Copy out the listing that follows exactly, dropping every picture.
--- START OF Information provided ---
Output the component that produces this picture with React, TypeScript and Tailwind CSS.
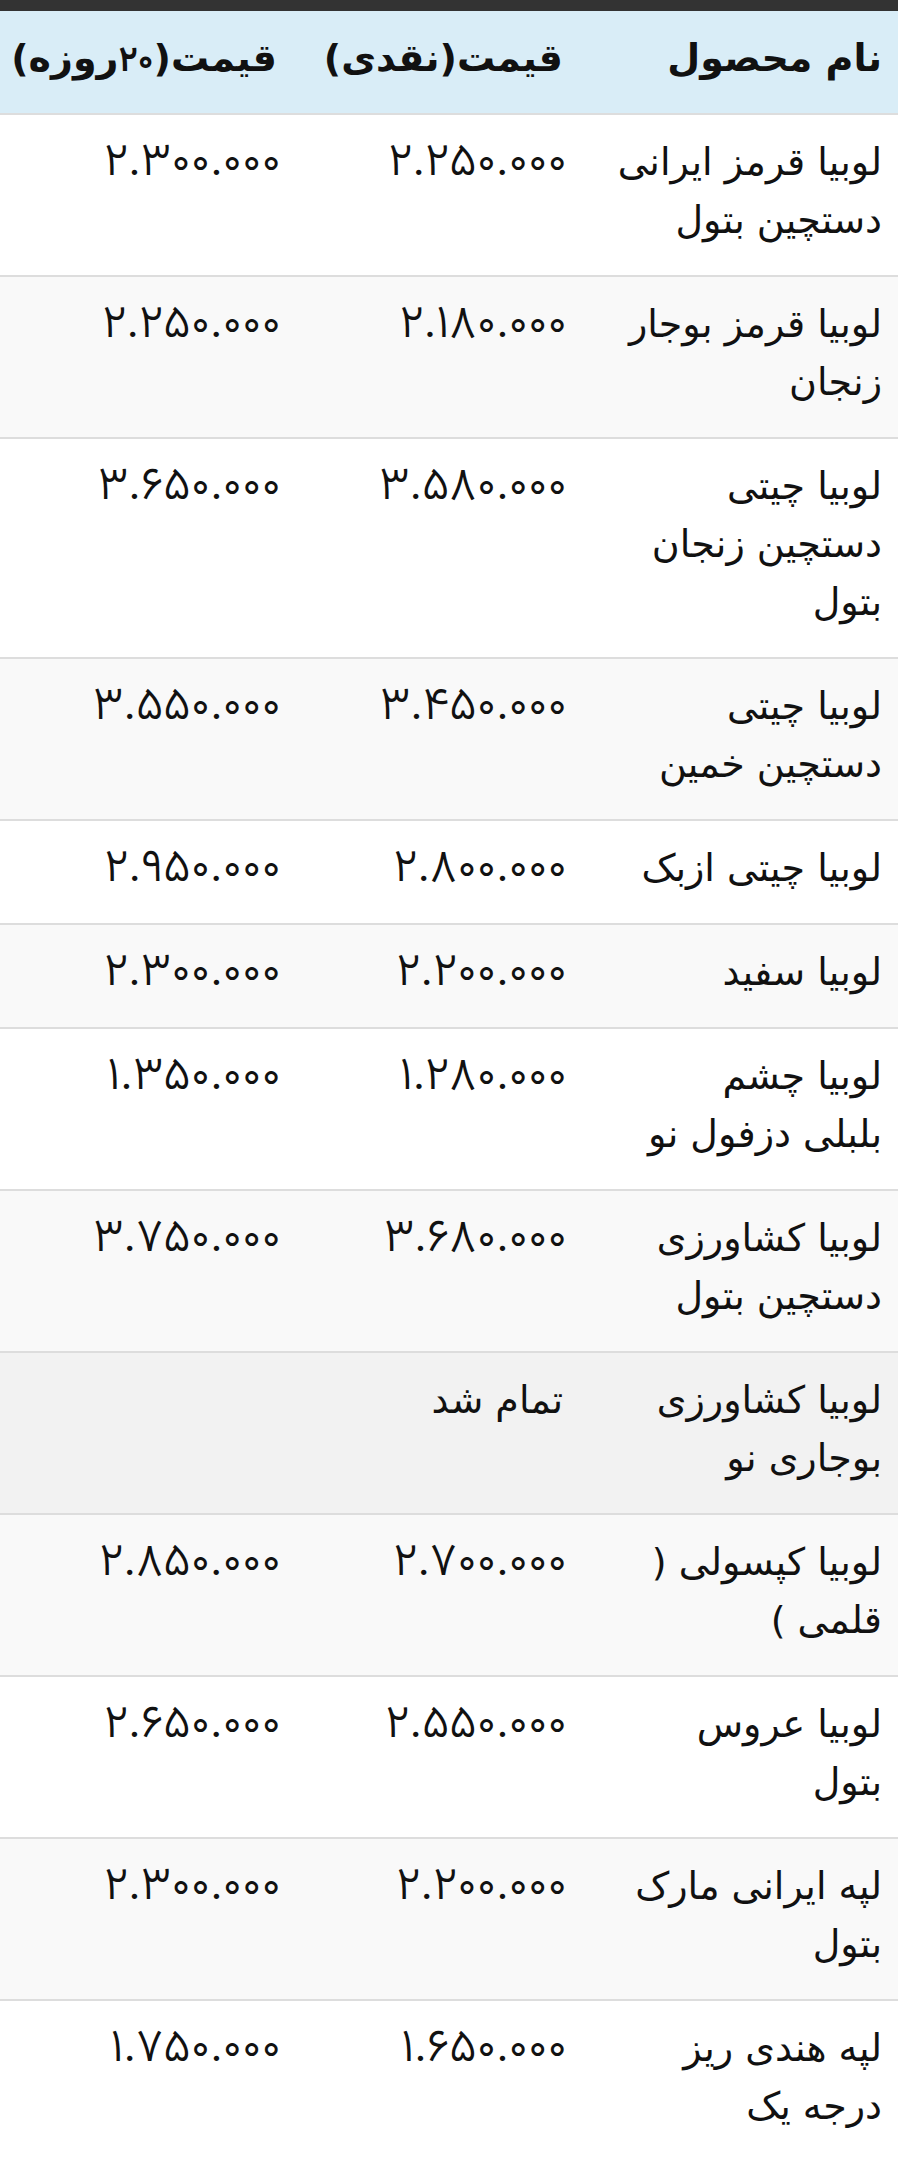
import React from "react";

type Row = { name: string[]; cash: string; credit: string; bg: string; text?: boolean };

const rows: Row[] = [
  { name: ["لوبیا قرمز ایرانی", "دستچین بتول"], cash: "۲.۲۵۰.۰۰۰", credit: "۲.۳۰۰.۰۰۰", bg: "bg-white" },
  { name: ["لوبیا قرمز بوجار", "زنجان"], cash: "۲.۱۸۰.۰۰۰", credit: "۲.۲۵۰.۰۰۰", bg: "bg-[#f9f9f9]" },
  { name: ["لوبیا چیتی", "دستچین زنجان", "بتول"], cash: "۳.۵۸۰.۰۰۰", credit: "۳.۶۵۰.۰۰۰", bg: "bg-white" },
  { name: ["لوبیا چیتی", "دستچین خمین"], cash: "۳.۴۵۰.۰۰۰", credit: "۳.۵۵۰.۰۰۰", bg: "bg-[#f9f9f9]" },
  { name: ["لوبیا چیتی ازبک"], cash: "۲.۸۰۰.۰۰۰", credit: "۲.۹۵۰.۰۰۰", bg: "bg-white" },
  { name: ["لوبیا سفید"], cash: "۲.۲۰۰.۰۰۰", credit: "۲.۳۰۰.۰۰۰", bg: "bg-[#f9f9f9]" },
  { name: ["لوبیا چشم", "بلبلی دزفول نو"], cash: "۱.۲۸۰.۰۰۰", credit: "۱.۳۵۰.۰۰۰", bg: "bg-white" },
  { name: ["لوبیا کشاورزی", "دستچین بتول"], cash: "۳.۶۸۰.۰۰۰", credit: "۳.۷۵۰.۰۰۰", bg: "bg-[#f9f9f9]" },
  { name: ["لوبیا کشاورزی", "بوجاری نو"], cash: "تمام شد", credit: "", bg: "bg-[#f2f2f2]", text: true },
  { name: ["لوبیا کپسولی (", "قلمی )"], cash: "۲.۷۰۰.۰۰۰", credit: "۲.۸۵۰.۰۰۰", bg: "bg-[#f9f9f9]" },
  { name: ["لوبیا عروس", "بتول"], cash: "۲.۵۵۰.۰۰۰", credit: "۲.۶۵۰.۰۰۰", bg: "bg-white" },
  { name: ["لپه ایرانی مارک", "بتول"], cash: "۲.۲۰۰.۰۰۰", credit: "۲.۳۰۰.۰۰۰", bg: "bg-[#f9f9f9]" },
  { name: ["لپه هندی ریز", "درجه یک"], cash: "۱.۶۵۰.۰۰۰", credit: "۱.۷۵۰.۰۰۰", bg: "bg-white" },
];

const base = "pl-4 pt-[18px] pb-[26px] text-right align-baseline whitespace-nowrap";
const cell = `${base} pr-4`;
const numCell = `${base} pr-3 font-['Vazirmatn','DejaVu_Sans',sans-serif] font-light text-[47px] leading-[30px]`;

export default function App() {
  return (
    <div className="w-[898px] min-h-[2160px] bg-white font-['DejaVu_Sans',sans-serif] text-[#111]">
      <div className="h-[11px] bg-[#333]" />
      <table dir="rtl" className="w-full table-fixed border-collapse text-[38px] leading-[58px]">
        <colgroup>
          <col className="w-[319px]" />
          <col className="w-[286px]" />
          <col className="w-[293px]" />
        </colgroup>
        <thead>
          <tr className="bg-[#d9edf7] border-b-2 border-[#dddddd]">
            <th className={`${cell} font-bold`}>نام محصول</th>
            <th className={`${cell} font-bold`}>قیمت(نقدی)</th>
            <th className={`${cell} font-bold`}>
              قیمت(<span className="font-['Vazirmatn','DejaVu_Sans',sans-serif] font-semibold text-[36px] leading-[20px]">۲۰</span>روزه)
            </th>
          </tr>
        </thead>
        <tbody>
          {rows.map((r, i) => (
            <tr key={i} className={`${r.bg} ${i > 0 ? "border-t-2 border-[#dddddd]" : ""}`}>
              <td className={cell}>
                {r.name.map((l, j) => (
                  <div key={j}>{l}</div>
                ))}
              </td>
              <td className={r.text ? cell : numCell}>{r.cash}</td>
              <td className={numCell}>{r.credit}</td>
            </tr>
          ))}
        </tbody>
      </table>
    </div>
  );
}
--- END OF Information provided ---
Written solution:
Output the component that produces this picture with React, TypeScript and Tailwind CSS.
import React from "react";

type Row = { name: string[]; cash: string; credit: string; bg: string; text?: boolean };

const rows: Row[] = [
  { name: ["لوبیا قرمز ایرانی", "دستچین بتول"], cash: "۲.۲۵۰.۰۰۰", credit: "۲.۳۰۰.۰۰۰", bg: "bg-white" },
  { name: ["لوبیا قرمز بوجار", "زنجان"], cash: "۲.۱۸۰.۰۰۰", credit: "۲.۲۵۰.۰۰۰", bg: "bg-[#f9f9f9]" },
  { name: ["لوبیا چیتی", "دستچین زنجان", "بتول"], cash: "۳.۵۸۰.۰۰۰", credit: "۳.۶۵۰.۰۰۰", bg: "bg-white" },
  { name: ["لوبیا چیتی", "دستچین خمین"], cash: "۳.۴۵۰.۰۰۰", credit: "۳.۵۵۰.۰۰۰", bg: "bg-[#f9f9f9]" },
  { name: ["لوبیا چیتی ازبک"], cash: "۲.۸۰۰.۰۰۰", credit: "۲.۹۵۰.۰۰۰", bg: "bg-white" },
  { name: ["لوبیا سفید"], cash: "۲.۲۰۰.۰۰۰", credit: "۲.۳۰۰.۰۰۰", bg: "bg-[#f9f9f9]" },
  { name: ["لوبیا چشم", "بلبلی دزفول نو"], cash: "۱.۲۸۰.۰۰۰", credit: "۱.۳۵۰.۰۰۰", bg: "bg-white" },
  { name: ["لوبیا کشاورزی", "دستچین بتول"], cash: "۳.۶۸۰.۰۰۰", credit: "۳.۷۵۰.۰۰۰", bg: "bg-[#f9f9f9]" },
  { name: ["لوبیا کشاورزی", "بوجاری نو"], cash: "تمام شد", credit: "", bg: "bg-[#f2f2f2]", text: true },
  { name: ["لوبیا کپسولی (", "قلمی )"], cash: "۲.۷۰۰.۰۰۰", credit: "۲.۸۵۰.۰۰۰", bg: "bg-[#f9f9f9]" },
  { name: ["لوبیا عروس", "بتول"], cash: "۲.۵۵۰.۰۰۰", credit: "۲.۶۵۰.۰۰۰", bg: "bg-white" },
  { name: ["لپه ایرانی مارک", "بتول"], cash: "۲.۲۰۰.۰۰۰", credit: "۲.۳۰۰.۰۰۰", bg: "bg-[#f9f9f9]" },
  { name: ["لپه هندی ریز", "درجه یک"], cash: "۱.۶۵۰.۰۰۰", credit: "۱.۷۵۰.۰۰۰", bg: "bg-white" },
];

const base = "pl-4 pt-[18px] pb-[26px] text-right align-baseline whitespace-nowrap";
const cell = `${base} pr-4`;
const numCell = `${base} pr-3 font-['Vazirmatn','DejaVu_Sans',sans-serif] font-light text-[47px] leading-[30px]`;

export default function App() {
  return (
    <div className="w-[898px] min-h-[2160px] bg-white font-['DejaVu_Sans',sans-serif] text-[#111]">
      <div className="h-[11px] bg-[#333]" />
      <table dir="rtl" className="w-full table-fixed border-collapse text-[38px] leading-[58px]">
        <colgroup>
          <col className="w-[319px]" />
          <col className="w-[286px]" />
          <col className="w-[293px]" />
        </colgroup>
        <thead>
          <tr className="bg-[#d9edf7] border-b-2 border-[#dddddd]">
            <th className={`${cell} font-bold`}>نام محصول</th>
            <th className={`${cell} font-bold`}>قیمت(نقدی)</th>
            <th className={`${cell} font-bold`}>
              قیمت(<span className="font-['Vazirmatn','DejaVu_Sans',sans-serif] font-semibold text-[36px] leading-[20px]">۲۰</span>روزه)
            </th>
          </tr>
        </thead>
        <tbody>
          {rows.map((r, i) => (
            <tr key={i} className={`${r.bg} ${i > 0 ? "border-t-2 border-[#dddddd]" : ""}`}>
              <td className={cell}>
                {r.name.map((l, j) => (
                  <div key={j}>{l}</div>
                ))}
              </td>
              <td className={r.text ? cell : numCell}>{r.cash}</td>
              <td className={numCell}>{r.credit}</td>
            </tr>
          ))}
        </tbody>
      </table>
    </div>
  );
}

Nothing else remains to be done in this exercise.